In patriarchal North Korea, the eldest son -- whose existence remains a mystery -- would naturally be the heir to the North Korean leadership. Kim’s only publicly seen child to date is Ju-ae, a girl who is believed to be around 10 to 12 years of age.
Joao Micaelo, Kim’s friend from his school days in Switzerland, told Radio Free Asia on Wednesday that he has not heard the North Korean leader speak about his children other than the already-known daughter.
In his phone call with RFA, Micaelo said he was told by Kim that he has a daughter. Kim mentioned no sons, he said. Micaelo, who went to school with Kim in Switzerland in 1998, claims he had intimate conversations with him about his wife and children during his two trips to North Korea in 2012 and 2013.
The recording of the phone call released by RFA was dubbed over in Korean.
Authorities in South Korea have given mixed assessments as to whether the North Korean leader’s firstborn is a son, or if he even has any sons.

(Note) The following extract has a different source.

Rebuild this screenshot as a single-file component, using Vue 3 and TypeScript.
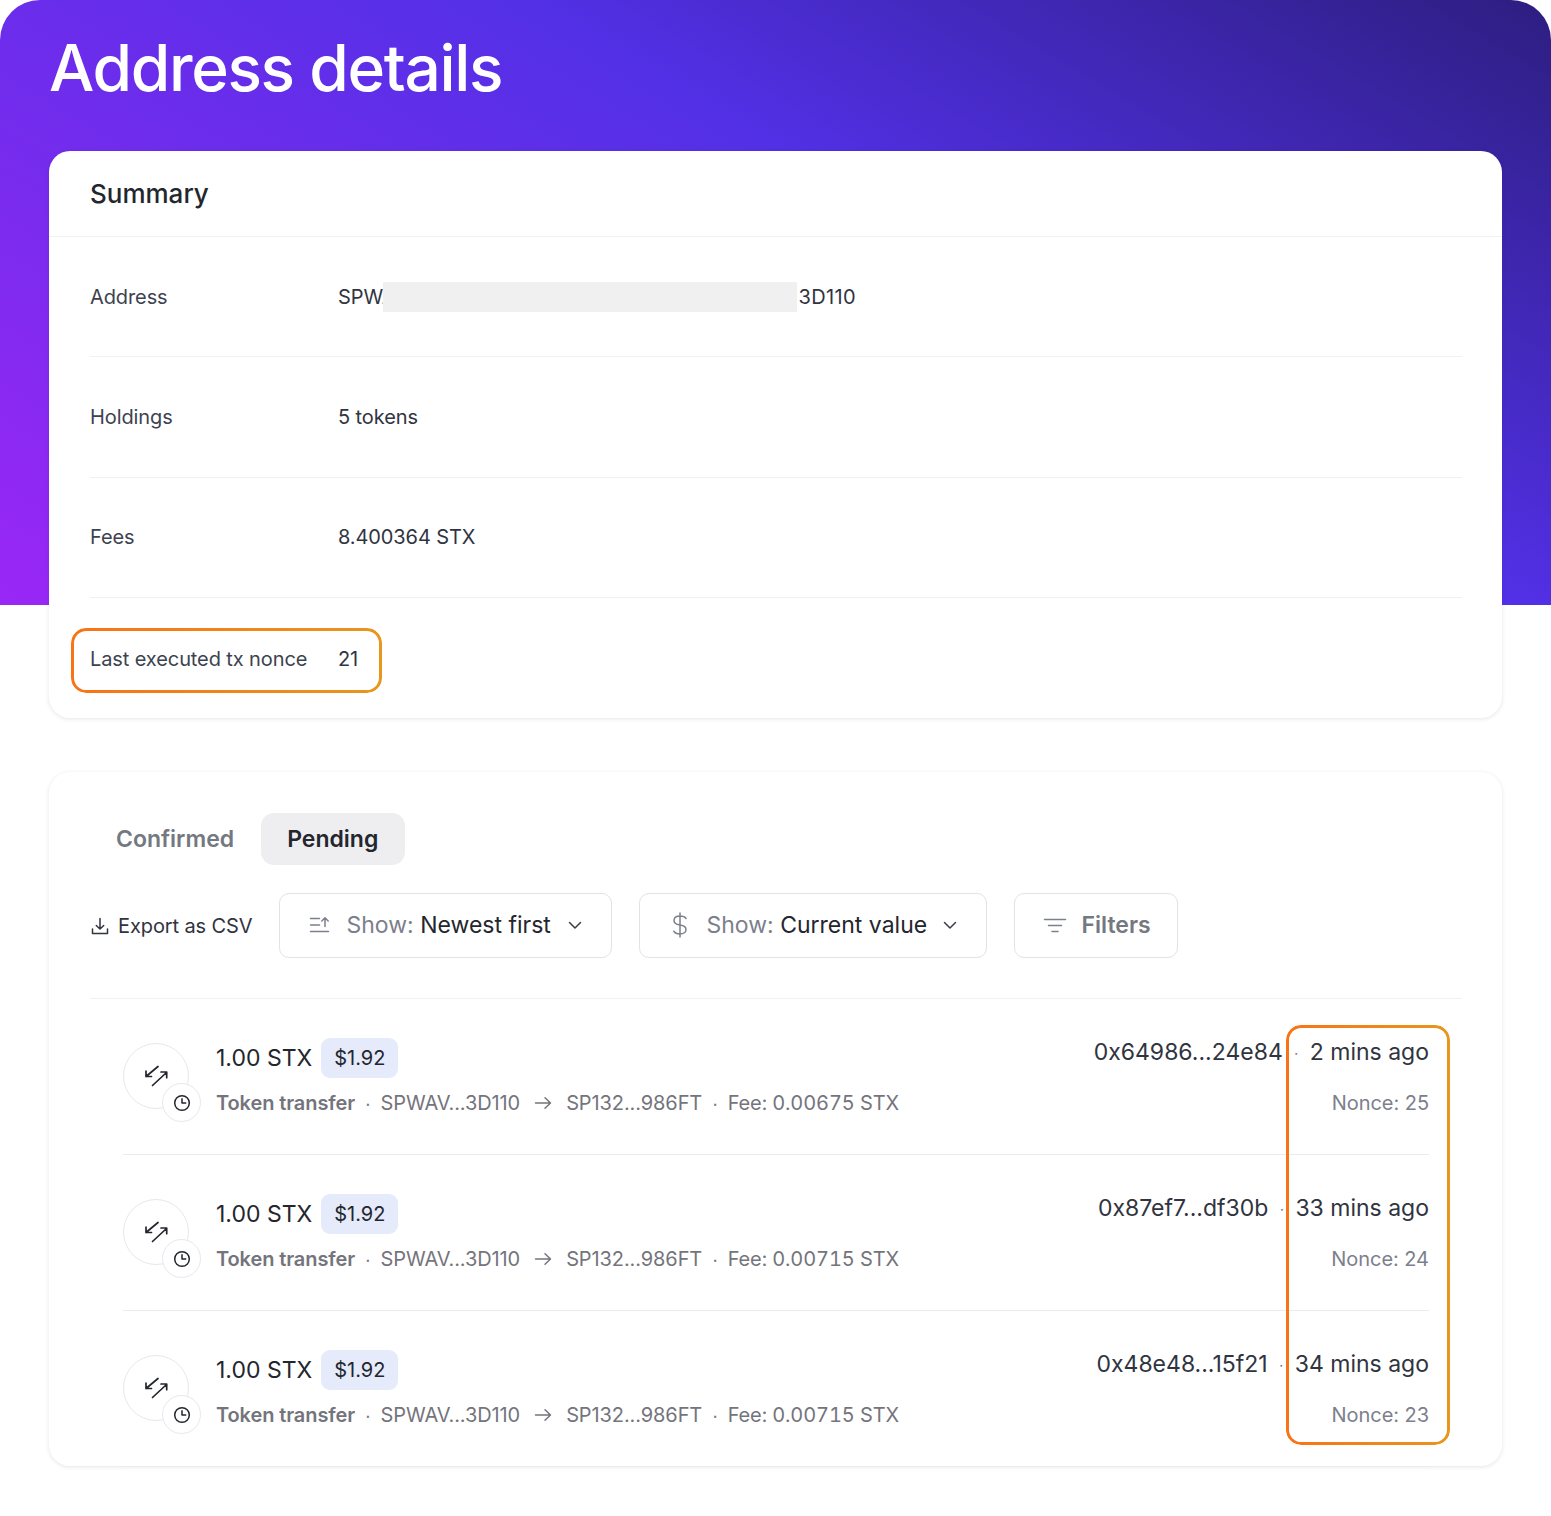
<script setup lang="ts">
interface Tx {
  hash: string
  time: string
  nonce: number
  fee: string
}

const summary: { label: string; value: string }[] = [
  { label: 'Holdings', value: '5 tokens' },
  { label: 'Fees', value: '8.400364 STX' },
]

const txs: Tx[] = [
  { hash: '0x64986...24e84', time: '2 mins ago', nonce: 25, fee: '0.00675' },
  { hash: '0x87ef7...df30b', time: '33 mins ago', nonce: 24, fee: '0.00715' },
  { hash: '0x48e48...15f21', time: '34 mins ago', nonce: 23, fee: '0.00715' },
]
</script>

<template>
  <div class="page">
    <header class="hero">
      <h1 class="title">Address details</h1>
    </header>

    <main class="content">
      <section class="card summary">
        <h2 class="summary-head">Summary</h2>
        <div class="summary-body">
          <div class="row">
            <span class="label">Address</span>
            <span class="value address">SPWA<i class="redact"></i><span class="address-end">3D110</span></span>
          </div>
          <div v-for="item in summary" :key="item.label" class="row">
            <span class="label">{{ item.label }}</span>
            <span class="value">{{ item.value }}</span>
          </div>
          <div class="row last">
            <span class="mark mark-nonce"></span>
            <span class="label">Last executed tx nonce</span>
            <span class="value">21</span>
          </div>
        </div>
      </section>

      <section class="card activity">
        <div class="tabs">
          <span class="tab">Confirmed</span>
          <span class="tab active">Pending</span>
        </div>

        <div class="controls">
          <span class="export">
            <svg width="20" height="20" viewBox="0 0 20 20" fill="none" stroke="#30343f" stroke-width="1.5" stroke-linecap="round" stroke-linejoin="round">
              <path d="M10 2.500v10.500M6.300 9.500 10 13l3.700-3.500M2.500 13v4.500h15V13" />
            </svg>
            Export as CSV
          </span>

          <div class="select sort">
            <svg width="24" height="24" viewBox="0 0 24 24" fill="none" stroke="#7c808c" stroke-width="1.500" stroke-linecap="round" stroke-linejoin="round">
              <path d="M2.500 5.500h9M2.500 12h9M2.500 18.500h18M17 13.500V5M13.800 8 17 4.800 20.200 8" />
            </svg>
            <span class="select-text"><span class="muted">Show:</span> Newest first</span>
            <svg class="sort-chev" width="16" height="16" viewBox="0 0 16 16" fill="none" stroke="#3a3d48" stroke-width="1.500" stroke-linecap="round" stroke-linejoin="round">
              <path d="m2.500 5.500 5.500 5.500 5.500-5.500" />
            </svg>
          </div>

          <div class="select value-select">
            <svg width="24" height="28" viewBox="0 0 24 28" fill="none" stroke="#7c808c" stroke-width="1.500" stroke-linecap="round" stroke-linejoin="round">
              <path d="M12 2v24M18 7.500C17 5.800 15 5 12 5 8.500 5 6 6.700 6 9.500S8.500 13.500 12 14s6 1.800 6 4.500-2.500 4.500-6 4.500c-3 0-5.200-.9-6.200-2.800" />
            </svg>
            <span class="select-text"><span class="muted">Show:</span> Current value</span>
            <svg width="16" height="16" viewBox="0 0 16 16" fill="none" stroke="#3a3d48" stroke-width="1.500" stroke-linecap="round" stroke-linejoin="round">
              <path d="m2.500 5.500 5.500 5.500 5.500-5.500" />
            </svg>
          </div>

          <div class="select filters">
            <svg width="24" height="24" viewBox="0 0 24 24" fill="none" stroke="#7c808c" stroke-width="1.500" stroke-linecap="round">
              <path d="M1.500 6.500h21M5.500 12.500h13M9 18.500h6" />
            </svg>
            <span class="filters-text">Filters</span>
          </div>
        </div>

        <div class="list">
          <span class="mark mark-time"></span>
          <article v-for="tx in txs" :key="tx.hash" class="tx">
            <div class="avatar">
              <svg width="30" height="30" viewBox="0 0 30 30" fill="none" stroke="#24262e" stroke-width="1.700" stroke-linecap="round" stroke-linejoin="round">
                <path d="M17 5.500 5 15.500M5 10.200v5.300h5.500M11.500 24.500 25.500 11.500M20 11h5.700v5.700" />
              </svg>
              <span class="clock">
                <svg width="20" height="20" viewBox="0 0 20 20" fill="none" stroke="#24262e" stroke-width="1.500" stroke-linecap="round" stroke-linejoin="round">
                  <circle cx="10" cy="10" r="7.300" />
                  <path d="M10 5.800V10h3.700" />
                </svg>
              </span>
            </div>

            <div class="tx-main">
              <div class="tx-amount">
                <span>1.00 STX</span>
                <span class="badge">$1.92</span>
              </div>
              <div class="tx-meta">
                <strong>Token transfer</strong>
                <span class="dot">∙</span>
                <span>SPWAV...3D110</span>
                <svg width="20" height="20" viewBox="0 0 20 20" fill="none" stroke="#74747c" stroke-width="1.500" stroke-linecap="round" stroke-linejoin="round">
                  <path d="M2.500 10h15M12 4.800 17.500 10 12 15.200" />
                </svg>
                <span>SP132...986FT</span>
                <span class="dot">∙</span>
                <span class="fee">Fee: {{ tx.fee }} STX</span>
              </div>
            </div>

            <div class="tx-side">
              <div class="tx-hash">
                <span>{{ tx.hash }}</span>
                <span class="hash-dot">∙</span>
                <span>{{ tx.time }}</span>
              </div>
              <div class="tx-nonce">Nonce: {{ tx.nonce }}</div>
            </div>
          </article>
        </div>
      </section>
    </main>
  </div>
</template>

<style>
html,
body {
  margin: 0;
  background: #fff;
}
</style>

<style scoped>
.page {
  width: 1551px;
  height: 1516px;
  overflow: hidden;
  font-family: Inter, "Liberation Sans", sans-serif;
  color: #24262e;
  background: #fff;
}

.hero {
  box-sizing: border-box;
  height: 605px;
  padding: 29px 49px 0;
  border-radius: 40px 40px 0 0;
  background: linear-gradient(31deg, #9a27f5 0%, #5230e6 60%, #2d1e80 100%);
}

.title {
  margin: 0;
  font-size: 64px;
  line-height: 78px;
  font-weight: 450;
  letter-spacing: -1.35px;
  color: #fff;
}

.content {
  display: flex;
  flex-direction: column;
  gap: 54px;
  margin-top: -454px;
  padding: 0 49px;
}

.card {
  box-sizing: border-box;
  background: #fff;
  border-radius: 21px;
  box-shadow: 0 1px 4px rgba(40, 40, 80, 0.12);
}

.summary {
  height: 567px;
}

.summary-head {
  box-sizing: border-box;
  height: 86px;
  margin: 0;
  padding: 0 41px;
  display: flex;
  align-items: center;
  font-size: 26px;
  font-weight: 500;
  border-bottom: 1px solid #f1f1f3;
}

.summary-body {
  padding: 0 40px 0 41px;
}

.row {
  position: relative;
  box-sizing: border-box;
  height: 120.4px;
  display: flex;
  align-items: center;
  border-bottom: 1px solid #f1f1f3;
  font-size: 20px;
  letter-spacing: -0.1px;
}

.row.last {
  height: 122px;
  border-bottom: 0;
}

.label {
  width: 248px;
  flex: none;
  color: #3d4250;
}

.value {
  color: #30343f;
}

.address {
  display: flex;
  align-items: center;
}

.address-end {
  letter-spacing: 0.35px;
}

.redact {
  display: block;
  width: 414px;
  height: 30px;
  margin: 0 2px 0 -13px;
  background: #f0f0f0;
}

.activity {
  height: 694px;
  padding: 41px 40px 0 41px;
}

.tabs {
  display: flex;
  align-items: center;
  height: 52px;
  gap: 1px;
}

.tab {
  display: flex;
  align-items: center;
  height: 52px;
  padding: 0 26px;
  border-radius: 13px;
  font-size: 23px;
  font-weight: 600;
  color: #747880;
}

.tab.active {
  padding-right: 27px;
  background: #eeeef1;
  color: #24262e;
}

.controls {
  display: flex;
  align-items: center;
  gap: 27px;
  height: 65px;
  margin-top: 28px;
  padding-bottom: 40px;
  border-bottom: 1px solid #f1f1f3;
}

.export {
  display: flex;
  align-items: center;
  gap: 8px;
  width: 162px;
  flex: none;
  font-size: 20px;
  letter-spacing: -0.1px;
  color: #30343f;
  white-space: nowrap;
}

.export svg {
  flex: none;
}

.select {
  box-sizing: border-box;
  height: 65px;
  display: flex;
  align-items: center;
  flex: none;
  gap: 14.500px;
  padding: 0 28px 2px;
  border: 1.500px solid #e2e2e8;
  border-radius: 10px;
  font-size: 23px;
  color: #24262e;
  white-space: nowrap;
}

.select svg {
  flex: none;
}

.select .sort-chev {
  margin-left: 2px;
}

.sort {
  width: 333px;
}

.value-select {
  width: 348px;
}

.filters {
  width: 164px;
}

.muted {
  color: #7c808c;
}

.filters-text {
  font-weight: 600;
  color: #747880;
}

.list {
  position: relative;
  padding: 0 33px;
}

.tx {
  box-sizing: border-box;
  height: 156px;
  display: flex;
  align-items: flex-start;
  padding-top: 39px;
  border-bottom: 1px solid #ebebee;
}

.avatar {
  position: relative;
  flex: none;
  box-sizing: border-box;
  width: 66px;
  height: 66px;
  margin: 5px 27px 0 0;
  display: flex;
  align-items: center;
  justify-content: center;
  border: 1px solid #e8e8ec;
  border-radius: 50%;
}

.clock {
  position: absolute;
  right: -13px;
  bottom: -14px;
  box-sizing: border-box;
  width: 39px;
  height: 39px;
  display: flex;
  align-items: center;
  justify-content: center;
  background: #fff;
  border: 1px solid #e8e8ec;
  border-radius: 50%;
}

.tx-main {
  flex: 1;
  min-width: 0;
}

.tx-amount {
  display: flex;
  align-items: center;
  gap: 9px;
  height: 40px;
  font-size: 23px;
}

.badge {
  box-sizing: border-box;
  height: 40px;
  padding: 0 13px;
  display: flex;
  align-items: center;
  border-radius: 9px;
  background: #e5ebfa;
  font-size: 20px;
}

.tx-meta {
  display: flex;
  align-items: center;
  height: 30px;
  margin-top: 10px;
  font-size: 20px;
  letter-spacing: -0.1px;
  color: #74747c;
  white-space: nowrap;
}

.tx-meta strong {
  font-weight: 600;
}

.tx-meta svg {
  margin: 0 13px;
}

.fee {
  font-variant-numeric: tabular-nums;
}

.dot {
  margin: 0 10px;
}

.tx-side {
  flex: none;
  display: flex;
  flex-direction: column;
  align-items: flex-end;
}

.tx-hash {
  display: flex;
  align-items: center;
  height: 30px;
  margin-top: -1px;
  font-size: 23px;
  color: #30343f;
  white-space: nowrap;
}

.hash-dot {
  width: 27px;
  text-align: center;
  color: #74747c;
  font-size: 16px;
}

.tx-nonce {
  height: 30px;
  line-height: 30px;
  margin-top: 21px;
  font-size: 20px;
  letter-spacing: -0.05px;
  color: #7c808c;
}

.mark {
  position: absolute;
  box-sizing: border-box;
  pointer-events: none;
}

.mark::before {
  content: "";
  position: absolute;
  inset: 0;
  border-radius: inherit;
  padding: 2.700px;
  background: linear-gradient(90deg, #f97316, #e8961c);
  -webkit-mask: linear-gradient(#000 0 0) content-box, linear-gradient(#000 0 0);
  -webkit-mask-composite: xor;
  mask-composite: exclude;
}

.mark-nonce {
  left: -19px;
  top: 30px;
  width: 311px;
  height: 65px;
  border-radius: 15px;
}

.mark-time {
  right: 12px;
  top: 26px;
  width: 164px;
  height: 420px;
  border-radius: 15px;
}
</style>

A Ministry of Unification official told reporters at a conference on Monday that Kim may not have a son as his eldest child as previously speculated.
In March, South Korea’s National Intelligence Service briefed the Assembly that it was looking into the intelligence that the eldest child is a son, and that it was not confirmed.
At the time the NIS reported that it believes that Ju-ae is the middle child of three. Little was known about her two siblings, including their sex. Despite her high-profile appearances, she was not viewed as the successor.